アートやデザインの視点から、西会津の魅力を発信
「ふくしまおこしびとPlus」ではふくしまの地域づくりに関するキーパーソンや関係人口の方に、福島の魅力や想いをお話いただきます
◤矢部佳宏さん(やべ よしひろ)さんプロフィール◢
ランドスケープ・アーキテクト、デザイン・コンサルタント。東京、カナダ、中国(上海)を経て、西会津奥川の楢山集落にある先祖代々の家に移住。360年続く集落を19代目として継承しながら、分散型・集落滞在型古民家ホテルNIPPONIA楢山集落や西会津国際芸術村ディレクターなど、“故(ふる)くて新しい未来”の風土性(ふうどせい)、暮らし方、社会・資源・経済・人材の持続可能な循環による生態系について探求・実践している。一般社団法人BOOT代表理事
一般社団法人BOOT(ブート)
Uターンのきっかけを教えてください。
3歳まで西会津町で暮らしていました。父の仕事の都合で石川郡石川町やや喜多方市などに引越し、小学校4年生から高校卒業までは喜多方市にいました。その後、新潟県長岡市にある長岡造形大学に進学。そこでは、環境デザインといって、インテリアデザインからまちづくりや都市計画、建築、伝統的建造物保存、ランドスケープデザインが学べたのですが、大学4年生の卒業研究で、西会津町奥川の楢山集落(私の先祖代々の家で、当時は祖父母が在住)の研究を行いました。その研究にハマってしまい、大学院まで進学して持続可能な農村風景デザインについて研究しました。そこで人間と自然の共生のシステムの本質を学びました。その後、東京の上山良子(うえやまりょうこ)ランドスケープデザイン研究所(大学の恩師であり、私のデザインの師匠)で働くことになり、その先はカナダ、中国(上海)などでランドスケープデザインに携わってきましたが、西会津町で学んだことが根底で大きく役立っていました。ですので、高齢になったら楢山集落に戻って跡を継ごうと思っていたのですが、東日本大震災が発生したことで、故郷の衰退が早まり、高齢になった頃にはもう住めない状況になっているのではないか、との危機感を抱き、2012年に楢山集落に戻りました。
西会津町の地域課題はどのようなところですか。
西会津町は福島県でも高い高齢化率と、年に150人から200人の人口減少、それに伴う経済の衰退や、農業の担い手不足により、獣害も増え、地域の美しい風景が失われつつある状況です。私の住む奥川地域では、500人ほどの人口に対し、50歳以下が30人ほどしかいないことから、地域の消滅が現実的に近づいてきています。

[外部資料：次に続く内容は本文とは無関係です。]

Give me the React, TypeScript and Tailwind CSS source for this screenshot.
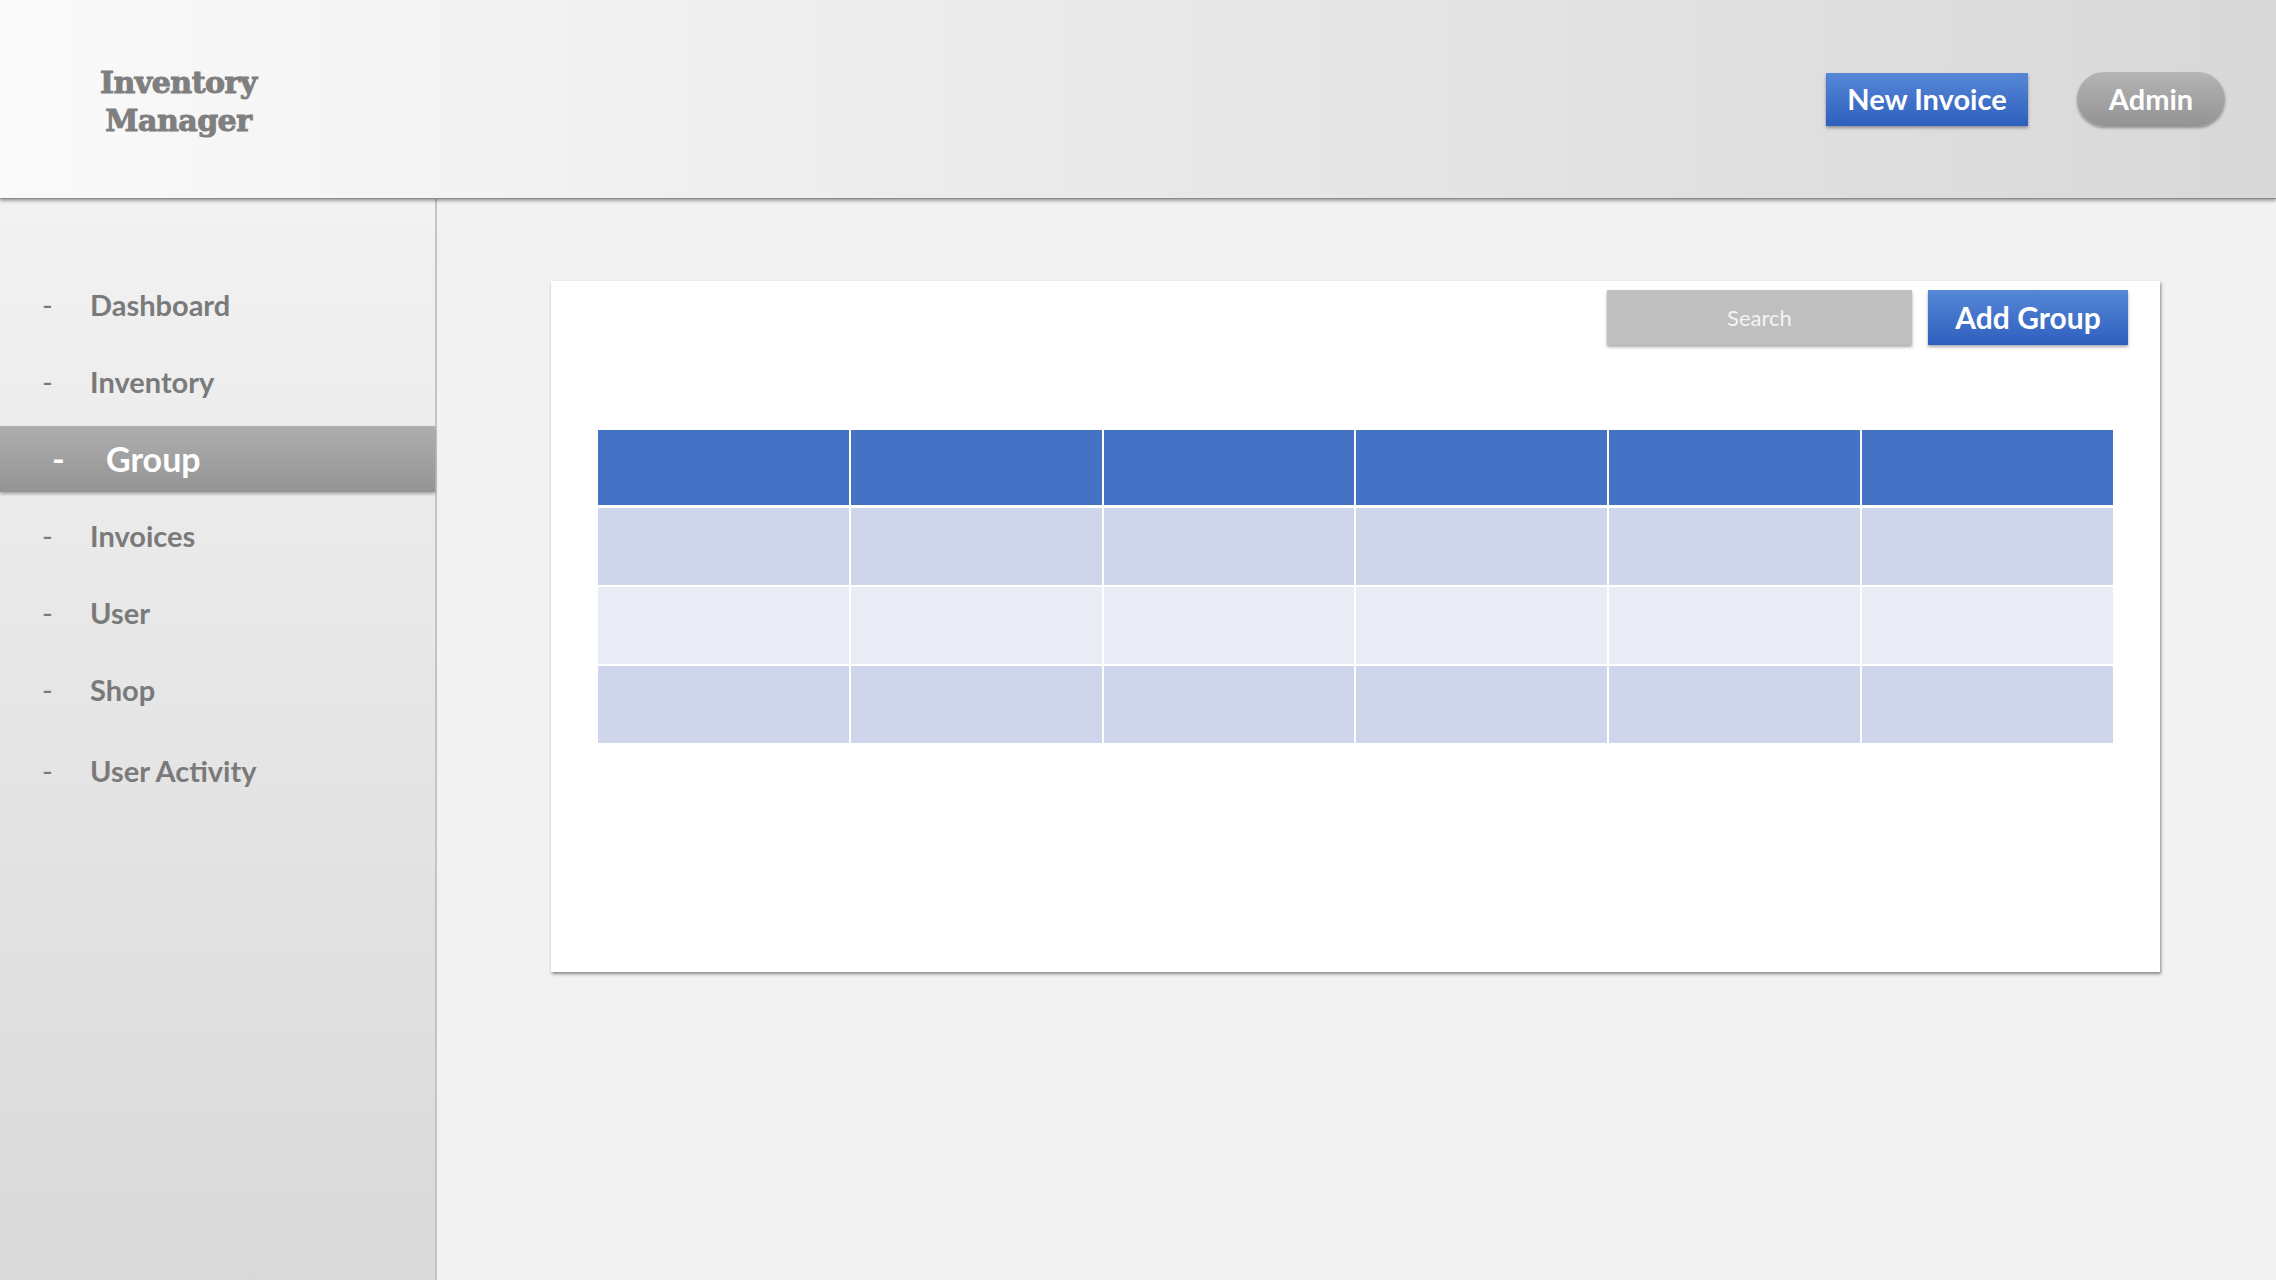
import React from 'react';

const navItems = ['Dashboard', 'Inventory', 'Group', 'Invoices', 'User', 'Shop', 'User Activity'];

const Header: React.FC = () => (
  <header className="relative z-10 flex h-[199px] items-center justify-between border-b border-[#8c8c8c] bg-gradient-to-r from-[#fafafa] to-[#d8d8d8] shadow-[0_2px_3px_rgba(0,0,0,0.35)]">
    <div
      className="ml-[100px] mt-[6px] text-center text-[30px] font-bold leading-[38px] tracking-[-0.5px] text-[#7f7f7f] [-webkit-text-stroke:1px_#7f7f7f]"
      style={{ fontFamily: '"DejaVu Serif", serif' }}
    >
      <div>Inventory</div>
      <div>Manager</div>
    </div>
    <div className="mr-[51px] flex items-center gap-[49px]" style={{ fontFamily: 'Lato, sans-serif' }}>
      <button className="h-[53px] w-[202px] bg-gradient-to-b from-[#5787d6] to-[#2e5fbe] text-[29px] font-bold text-white shadow-[0_2px_3px_rgba(0,0,0,0.35)]">
        New Invoice
      </button>
      <button className="h-[54px] w-[148px] rounded-full bg-gradient-to-b from-[#b5b5b5] to-[#939393] text-[29px] font-bold text-white shadow-[0_2px_3px_rgba(0,0,0,0.35)]">
        Admin
      </button>
    </div>
  </header>
);

const Sidebar: React.FC = () => (
  <aside
    className="flex w-[437px] flex-col border-r-2 border-[#c4c4c4] bg-gradient-to-b from-[#f2f2f2] to-[#d9d9d9] pt-[67px]"
    style={{ fontFamily: 'Lato, sans-serif' }}
  >
    {navItems.map((item) =>
      item === 'Group' ? (
        <div key={item} className="flex h-[77px] items-center">
          <div className="flex h-[66px] w-full items-center bg-gradient-to-b from-[#aeaeae] to-[#949494] text-[34px] font-bold text-white shadow-[0_2px_3px_rgba(0,0,0,0.3)]">
            <span className="w-[106px] pl-[52px]">-</span>
            <span>{item}</span>
          </div>
        </div>
      ) : (
        <div
          key={item}
          className={`flex h-[77px] items-center text-[29px] font-bold text-[#7a7a7a] ${item === 'User Activity' ? 'mt-[4px]' : ''}`}
        >
          <span className="w-[90px] pl-[42px] font-normal">-</span>
          <span>{item}</span>
        </div>
      )
    )}
  </aside>
);

const GroupTable: React.FC = () => (
  <div className="flex flex-col bg-white">
    <div className="grid h-[75px] grid-cols-6 gap-x-[2px]">
      {Array.from({ length: 6 }).map((_, i) => (
        <div key={i} className="bg-[#4472c4]" />
      ))}
    </div>
    {[0, 1, 2].map((r) => (
      <div key={r} className={`grid h-[77px] grid-cols-6 gap-x-[2px] ${r === 0 ? 'mt-[3px]' : 'mt-[2px]'}`}>
        {Array.from({ length: 6 }).map((_, i) => (
          <div key={i} className={r % 2 === 0 ? 'bg-[#cfd5ea]' : 'bg-[#e9ebf5]'} />
        ))}
      </div>
    ))}
  </div>
);

export default function App() {
  return (
    <div className="flex h-[1280px] w-full flex-col overflow-hidden bg-[#f2f2f2]">
      <Header />
      <div className="flex flex-1">
        <Sidebar />
        <main className="flex-1 pl-[114px] pt-[82px]">
          <div className="flex h-[691px] w-[1609px] flex-col bg-white shadow-[1px_2px_3px_rgba(0,0,0,0.45)]">
            <div className="flex justify-end gap-[16px] pr-[32px] pt-[9px]" style={{ fontFamily: 'Lato, sans-serif' }}>
              <div className="flex h-[55px] w-[305px] items-center justify-center bg-[#bfbfbf] text-[22px] text-[#f4f4f4] shadow-[0_2px_3px_rgba(0,0,0,0.35)]">
                Search
              </div>
              <button className="h-[55px] w-[200px] bg-gradient-to-b from-[#5787d6] to-[#2e5fbe] text-[30px] font-bold text-white shadow-[0_2px_3px_rgba(0,0,0,0.35)]">
                Add Group
              </button>
            </div>
            <div className="mx-[47px] mt-[85px]">
              <GroupTable />
            </div>
          </div>
        </main>
      </div>
    </div>
  );
}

そのような地域にあり、関わっている西会津国際芸術村は、今から20年も前に開村した文化交流施設で、もともとは海外のアーティストが滞在し、隣の小学校の子どもたちと国際交流をしながら、国際感覚や文化を育成していこうという施設でした。ところが、十数年前に隣の小学校も閉校になり、過疎高齢化の勢いがさらに強まったことから、関係人口や交流人口の創出が重要になってきました。そこで、アートやデザインの視点から、地域の魅力を様々な形で発信することで、西会津町に関わりたいという人を増やしていくことに努め、入館者数や滞在アーティスト数も増加し、西会津国際芸術村を通じた移住者の数も徐々に増えてきました。このように、町の魅力を町内外に伝え広めていくことが大きな役割となっています。
西会津町の良さはどのようなところですか。
町全体としては、雄壮な飯豊連峰が眺められること、江戸時代から大きく変わっていない集落の家の配置や築100年から300年の古民家がたくさんあること、寒暖差が生み出す川霧や雲海と、美味しいお米ですね。

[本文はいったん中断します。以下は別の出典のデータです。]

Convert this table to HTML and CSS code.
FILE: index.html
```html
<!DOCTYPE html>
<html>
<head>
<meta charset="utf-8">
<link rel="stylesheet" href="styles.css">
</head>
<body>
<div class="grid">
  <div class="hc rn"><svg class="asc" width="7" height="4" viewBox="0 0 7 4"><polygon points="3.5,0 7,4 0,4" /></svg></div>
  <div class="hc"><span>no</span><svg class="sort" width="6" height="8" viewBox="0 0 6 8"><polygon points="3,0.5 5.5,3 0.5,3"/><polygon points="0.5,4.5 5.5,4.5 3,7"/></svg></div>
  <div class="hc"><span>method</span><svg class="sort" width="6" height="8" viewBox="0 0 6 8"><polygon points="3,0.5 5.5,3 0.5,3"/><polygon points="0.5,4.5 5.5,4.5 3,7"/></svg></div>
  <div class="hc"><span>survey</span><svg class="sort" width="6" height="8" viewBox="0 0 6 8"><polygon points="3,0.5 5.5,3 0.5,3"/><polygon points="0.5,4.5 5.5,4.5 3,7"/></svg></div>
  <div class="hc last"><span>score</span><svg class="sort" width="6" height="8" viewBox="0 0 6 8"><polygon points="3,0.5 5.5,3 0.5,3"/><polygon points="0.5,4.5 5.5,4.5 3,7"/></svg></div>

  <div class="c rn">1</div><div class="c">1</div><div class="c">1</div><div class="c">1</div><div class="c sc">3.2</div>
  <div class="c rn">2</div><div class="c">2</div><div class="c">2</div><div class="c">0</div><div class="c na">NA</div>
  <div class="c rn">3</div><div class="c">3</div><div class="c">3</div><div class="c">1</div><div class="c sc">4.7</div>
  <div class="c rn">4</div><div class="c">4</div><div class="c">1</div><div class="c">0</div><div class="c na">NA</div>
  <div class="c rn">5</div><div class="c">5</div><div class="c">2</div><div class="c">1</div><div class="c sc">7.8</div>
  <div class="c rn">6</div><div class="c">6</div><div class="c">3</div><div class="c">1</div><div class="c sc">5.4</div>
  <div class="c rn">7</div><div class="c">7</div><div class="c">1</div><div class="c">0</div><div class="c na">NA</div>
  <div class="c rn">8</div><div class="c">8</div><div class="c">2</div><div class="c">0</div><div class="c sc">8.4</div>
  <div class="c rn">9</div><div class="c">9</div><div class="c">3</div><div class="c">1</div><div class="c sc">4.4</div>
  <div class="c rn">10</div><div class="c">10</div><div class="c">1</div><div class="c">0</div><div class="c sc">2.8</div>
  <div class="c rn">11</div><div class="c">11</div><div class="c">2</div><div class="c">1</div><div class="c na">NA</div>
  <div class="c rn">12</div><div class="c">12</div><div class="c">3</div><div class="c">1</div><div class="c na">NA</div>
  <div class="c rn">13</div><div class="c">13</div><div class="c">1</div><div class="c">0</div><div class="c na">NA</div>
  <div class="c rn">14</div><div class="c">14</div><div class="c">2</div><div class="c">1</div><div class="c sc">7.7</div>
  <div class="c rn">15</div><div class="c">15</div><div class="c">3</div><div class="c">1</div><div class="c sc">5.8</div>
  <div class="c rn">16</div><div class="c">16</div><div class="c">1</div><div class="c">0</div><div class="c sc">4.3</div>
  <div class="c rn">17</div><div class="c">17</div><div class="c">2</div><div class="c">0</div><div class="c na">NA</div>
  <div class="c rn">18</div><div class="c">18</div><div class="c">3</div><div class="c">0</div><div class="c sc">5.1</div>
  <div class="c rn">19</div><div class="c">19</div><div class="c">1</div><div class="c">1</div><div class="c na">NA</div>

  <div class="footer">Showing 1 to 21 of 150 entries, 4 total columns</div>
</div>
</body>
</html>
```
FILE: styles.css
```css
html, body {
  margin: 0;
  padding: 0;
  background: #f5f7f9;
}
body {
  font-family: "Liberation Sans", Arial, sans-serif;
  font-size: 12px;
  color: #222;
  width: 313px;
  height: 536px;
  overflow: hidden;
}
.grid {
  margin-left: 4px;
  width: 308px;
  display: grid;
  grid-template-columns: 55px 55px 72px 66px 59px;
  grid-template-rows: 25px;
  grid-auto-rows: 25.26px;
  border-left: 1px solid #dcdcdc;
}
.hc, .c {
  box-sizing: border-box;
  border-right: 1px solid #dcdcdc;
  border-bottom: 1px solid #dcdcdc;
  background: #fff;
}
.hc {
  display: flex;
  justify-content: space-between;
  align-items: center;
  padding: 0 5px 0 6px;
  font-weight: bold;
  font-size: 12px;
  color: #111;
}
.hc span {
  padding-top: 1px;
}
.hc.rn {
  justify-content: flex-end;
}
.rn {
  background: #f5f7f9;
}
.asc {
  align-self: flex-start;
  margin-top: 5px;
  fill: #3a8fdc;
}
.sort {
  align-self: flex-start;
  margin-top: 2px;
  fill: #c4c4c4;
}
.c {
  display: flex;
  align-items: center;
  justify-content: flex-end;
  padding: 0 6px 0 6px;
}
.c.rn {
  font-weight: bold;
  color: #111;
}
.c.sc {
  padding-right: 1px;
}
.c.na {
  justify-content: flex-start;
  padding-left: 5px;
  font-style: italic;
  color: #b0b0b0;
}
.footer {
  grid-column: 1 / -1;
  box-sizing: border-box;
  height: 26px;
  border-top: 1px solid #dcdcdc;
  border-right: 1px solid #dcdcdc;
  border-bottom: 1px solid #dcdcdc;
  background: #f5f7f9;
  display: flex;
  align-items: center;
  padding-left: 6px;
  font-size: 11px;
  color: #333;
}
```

私が西会津町に戻る前から西会津国際芸術村などのアート施設があったことや、百歳の挑戦というような高齢福祉の充実したところなど、いつの時代も他に先駆けて先進的な取り組みをしているところなどが良いところだと思います。
今後取り組みたいことがあればおしえてください。
年々どんどん解体されてしまっている古民家や、耕作放棄地となってしまう農地などを、新たな人の流れや経済を生み出すことで保全し、故くて新しい風景を未来に引き継いでいきたいです。そのために、自宅の蔵や農作業小屋を再生してホテルをつくったり、地域づくりの協議会を立ち上げたり、資源循環型社会の実現のための勉強会を開催したり、web3.0を活用した風景保全の仕組みなど、様々な取り組みを進めています。